Written instruction: Tally each line where the word "React" occurs, then give only the total.

Recorded data:
···

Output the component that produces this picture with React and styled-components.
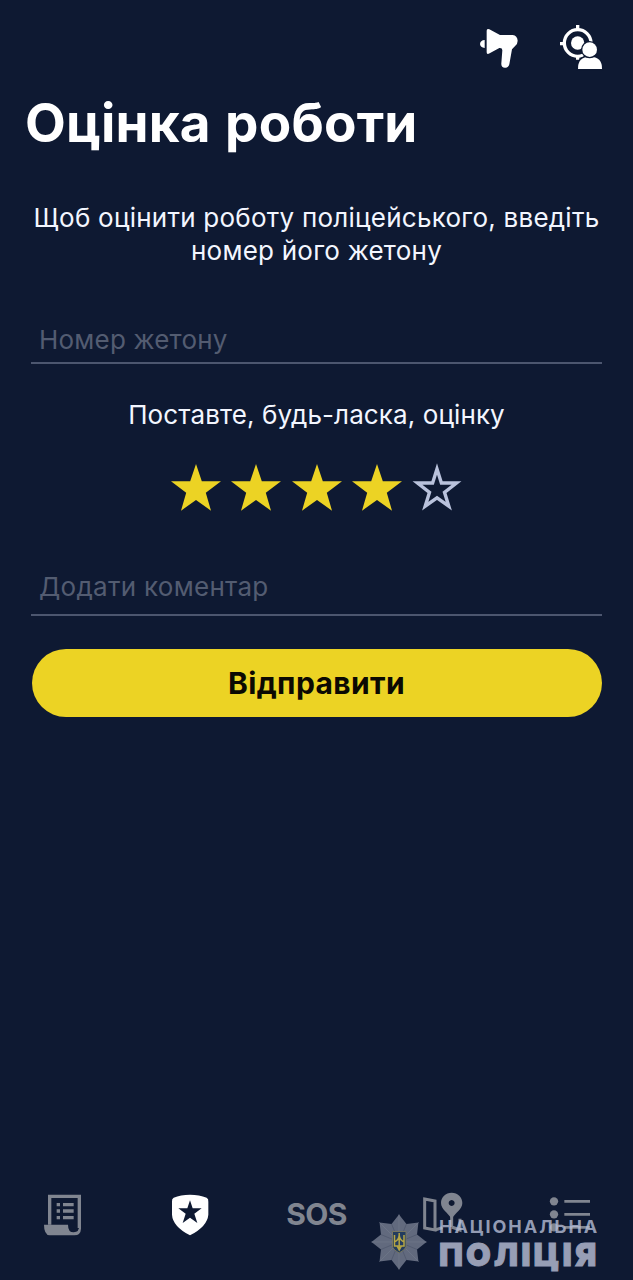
import React from 'react';
import styled, { createGlobalStyle } from 'styled-components';

const GlobalStyle = createGlobalStyle`
  * { box-sizing: border-box; }
  body { margin: 0; background: #0e1932; }
`;

const Screen = styled.main`
  position: relative;
  display: flex;
  flex-direction: column;
  width: 633px;
  height: 1280px;
  overflow: hidden;
  background: #0e1932;
  color: #f3f6ff;
  font-family: Inter, 'Liberation Sans', sans-serif;
`;

const Toolbar = styled.header`
  display: flex;
  justify-content: flex-end;
  align-items: flex-start;
  gap: 38px;
  height: 91px;
  padding: 23px 29px 0 0;
  svg { display: block; }
`;

const Megaphone = styled.svg`
  width: 42px;
  height: 42px;
  margin-top: 4px;
`;

const Title = styled.h1`
  margin: 0;
  padding-left: 25px;
  height: 64px;
  line-height: 64px;
  font-size: 53px;
  font-weight: 700;
  letter-spacing: ${(p) => p.$tracking}px;
  word-spacing: 1.5px;
  color: #fff;
  white-space: nowrap;
`;

const Form = styled.form`
  display: flex;
  flex-direction: column;
  padding: 0 31px;
`;

const Intro = styled.p`
  margin: 46px -10px 0;
  text-align: center;
  font-size: 26px;
  line-height: 33px;
  letter-spacing: ${(p) => p.$tracking}px;
  white-space: nowrap;
`;

const Field = styled.input`
  width: 571px;
  height: ${(p) => p.$height}px;
  margin-top: ${(p) => p.$top}px;
  padding: 2px 8px 0;
  border: 0;
  border-bottom: 2px solid #4c566f;
  border-radius: 0;
  outline: 0;
  background: transparent;
  color: #f3f6ff;
  font: 400 26px Inter, 'Liberation Sans', sans-serif;
  letter-spacing: ${(p) => p.$tracking}px;
  &::placeholder { color: #535c71; opacity: 1; }
`;

const Prompt = styled.p`
  margin: 34px 0 0;
  height: 33px;
  text-align: center;
  font-size: 26px;
  line-height: 33px;
  letter-spacing: ${(p) => p.$tracking}px;
`;

const Rating = styled.div`
  display: flex;
  justify-content: center;
  gap: 8.3px;
  height: 52px;
  margin-top: 31px;
`;

const StarIcon = styled.svg`
  width: 52px;
  height: 52px;
  fill: ${(p) => (p.$filled ? '#ecd324' : 'none')};
  stroke: ${(p) => (p.$filled ? 'none' : '#b9c2dc')};
  stroke-width: 3.4;
`;

const Submit = styled.button`
  width: 570px;
  height: 68px;
  margin: 33px 0 0 0.5px;
  padding: 0;
  border: 0;
  border-radius: 34px;
  background: #ecd324;
  color: #0b0902;
  font: 650 30px Inter, 'Liberation Sans', sans-serif;
  letter-spacing: ${(p) => p.$tracking}px;
`;

const TabBar = styled.nav`
  display: flex;
  height: 130px;
  margin-top: auto;
  padding-top: 42px;
`;

const Tab = styled.a`
  flex: 1;
  display: flex;
  justify-content: center;
  align-items: flex-start;
  color: ${(p) => (p.$active ? '#fff' : '#808590')};
  svg { display: block; }
`;

const SosLabel = styled.span`
  line-height: 44px;
  font-size: 30px;
  font-weight: 700;
  letter-spacing: -0.6px;
`;

const Watermark = styled.div`
  position: absolute;
  left: 371px;
  top: 1213px;
  display: flex;
  align-items: flex-start;
  color: rgba(185, 192, 216, 0.8);
  font-family: Inter, 'Liberation Sans', sans-serif;
`;

const Wordmark = styled.div`
  margin-left: 12px;
  white-space: nowrap;
`;

const SmallWord = styled.div`
  height: 26px;
  line-height: 28px;
  font-size: 18px;
  font-weight: 700;
  letter-spacing: ${(p) => p.$tracking}px;
`;

const BigWord = styled.div`
  height: 32px;
  line-height: 32px;
  font-size: 32px;
  font-weight: 900;
  -webkit-text-stroke: 1px rgb(151, 158, 181);
  color: rgb(151, 158, 181);
  letter-spacing: ${(p) => p.$tracking}px;
`;

const starPath = 'M26 2 L31.8 19.3 L51 19.3 L35.8 30.7 L41 48.7 L26 38 L11 48.7 L16.2 30.7 L1 19.3 L20.2 19.3 Z';
const hollowPath = 'M26 7 L30.4 21 L45.5 21 L33.5 30.3 L37.8 44.2 L26 35.8 L14.2 44.2 L18.5 30.3 L6.5 21 L21.6 21 Z';

function Star({ filled }) {
  return (
    <StarIcon viewBox="0 0 52 52" $filled={filled}>
      <path d={filled ? starPath : hollowPath} />
    </StarIcon>
  );
}

const rays = Array.from({ length: 16 }, (_, i) => {
  const angle = (i * Math.PI) / 8 - Math.PI / 2;
  const r = i % 2 ? 19.5 : 27.5;
  return [28 + r * Math.cos(angle), 29 + r * Math.sin(angle)];
});

function Emblem() {
  return (
    <svg width="56" height="58" viewBox="0 0 56 58">
      <polygon points={rays.map((p) => p.join(',')).join(' ')} fill="#626a7e" />
      {rays.map(([x, y], i) => (
        <line key={i} x1="28" y1="29" x2={x} y2={y} stroke={i % 2 ? '#4f586d' : '#6f7789'} strokeWidth="0.8" />
      ))}
      <path d="M21.5 18.5 H35 V34 Q34 37 28.2 40 Q22.5 37 21.5 34 Z" fill="#233c5e" stroke="#777661" />
      <path d="M23.5 22 V33 H33 V22 M28.2 20 V37 M23.5 29 Q28 27 28.2 22 Q28.5 27 33 29 M26 33 L28.2 37 L30.5 33" fill="none" stroke="#b5a545" strokeWidth="1.5" />
    </svg>
  );
}

export default function App() {
  return (
    <>
      <GlobalStyle />
      <Screen>
        <Toolbar>
          <Megaphone viewBox="24 36 126 126" fill="#fff">
            <path d="M44 75 V99 Q31 98 30 87 Q31 76 44 75 Z" />
            <path d="M50 47 Q50 40 58 43 L90 60 H128 Q142 62 143 77 Q143 86 136 92 L126 103 L118 148 Q115 159 105 158 Q93 157 94 145 L97 106 Q97 98 88 99 L59 115 Q50 120 50 112 Z" />
          </Megaphone>
          <svg width="46" height="48" viewBox="264 24 138 144">
            <circle cx="323" cy="84" r="40" fill="none" stroke="#fff" strokeWidth="10" />
            <path d="M323 30 V44 M270 86 H283 M323 124 V134" stroke="#fff" strokeWidth="10" />
            <circle cx="323" cy="84" r="20" fill="#fff" />
            <path d="M324 162 Q323 125 360 125 Q397 125 396 162 Z" fill="#fff" stroke="#0e1932" strokeWidth="8" paintOrder="stroke" />
            <circle cx="359" cy="104" r="22" fill="#fff" stroke="#0e1932" strokeWidth="8" paintOrder="stroke" />
          </svg>
        </Toolbar>
        <Title $tracking={0.2}>Оцінка роботи</Title>
        <Form onSubmit={(e) => e.preventDefault()}>
          <Intro $tracking={0.24}>
            Щоб оцінити роботу поліцейського, введіть
            <br />
            номер його жетону
          </Intro>
          <Field $height={49} $top={48} $tracking={0.2} placeholder="Номер жетону" />
          <Prompt $tracking={0.1}>Поставте, будь-ласка, оцінку</Prompt>
          <Rating>
            <Star filled />
            <Star filled />
            <Star filled />
            <Star filled />
            <Star />
          </Rating>
          <Field $height={60} $top={42} $tracking={0.28} placeholder="Додати коментар" />
          <Submit $tracking={0.4}>Відправити</Submit>
        </Form>
        <TabBar>
          <Tab>
            <svg width="40" height="46" viewBox="0 0 120 138" fill="none" stroke="currentColor" strokeWidth="10">
              <path d="M20 98 V13 H109 V108" />
              <path d="M3 98 H75 Q75 121 92 121 Q109 121 109 100 L114 100 V110 Q113 130 94 130 H20 Q3 128 3 98 Z" fill="currentColor" stroke="none" />
              <path d="M41 38 H51 M60 38 H92 M41 57 H51 M60 57 H92 M41 77 H51 M60 77 H92" />
            </svg>
          </Tab>
          <Tab $active>
            <svg width="38" height="46" viewBox="421 36 114 138">
              <path d="M478 44 Q506 44 528 53 Q534 56 533 65 V104 Q530 139 478 166 Q426 139 424 104 V65 Q423 56 429 53 Q450 44 478 44 Z" fill="#fff" />
              <path d="M478 61 L486 85 H513 L491 101 L500 129 L478 113 L456 129 L465 101 L443 85 H470 Z" fill="#0e1932" />
            </svg>
          </Tab>
          <Tab><SosLabel>SOS</SosLabel></Tab>
          <Tab>
            <svg width="40" height="46" viewBox="189 45 120 138" fill="none" stroke="currentColor" strokeWidth="9">
              <path d="M194 66 L225 72 V159 L194 153 Z M225 159 L247 152 M275 150 V115 M275 150 L300 159 V125" />
              <path d="M275 47 C257 47 243 60 243 78 C243 97 264 107 275 126 C286 107 307 97 307 78 C307 60 293 47 275 47 Z M275 69 A9 9 0 1 1 274.9 69 Z" fill="currentColor" fillRule="evenodd" stroke="none" />
            </svg>
          </Tab>
          <Tab>
            <svg width="42" height="46" viewBox="358 21 126 138" fill="currentColor">
              <circle cx="373" cy="49" r="12.5" />
              <circle cx="373" cy="88" r="12.5" />
              <circle cx="373" cy="127" r="12.5" />
              <path d="M404 45 H481 V53 H404 Z M404 84 H481 V92 H404 Z M404 123 H481 V131 H404 Z" />
            </svg>
          </Tab>
        </TabBar>
        <Watermark>
          <Emblem />
          <Wordmark>
            <SmallWord $tracking={1.95}>НАЦІОНАЛЬНА</SmallWord>
            <BigWord $tracking={3.1}>ПОЛІЦІЯ</BigWord>
          </Wordmark>
        </Watermark>
      </Screen>
    </>
  );
}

···

The output: 2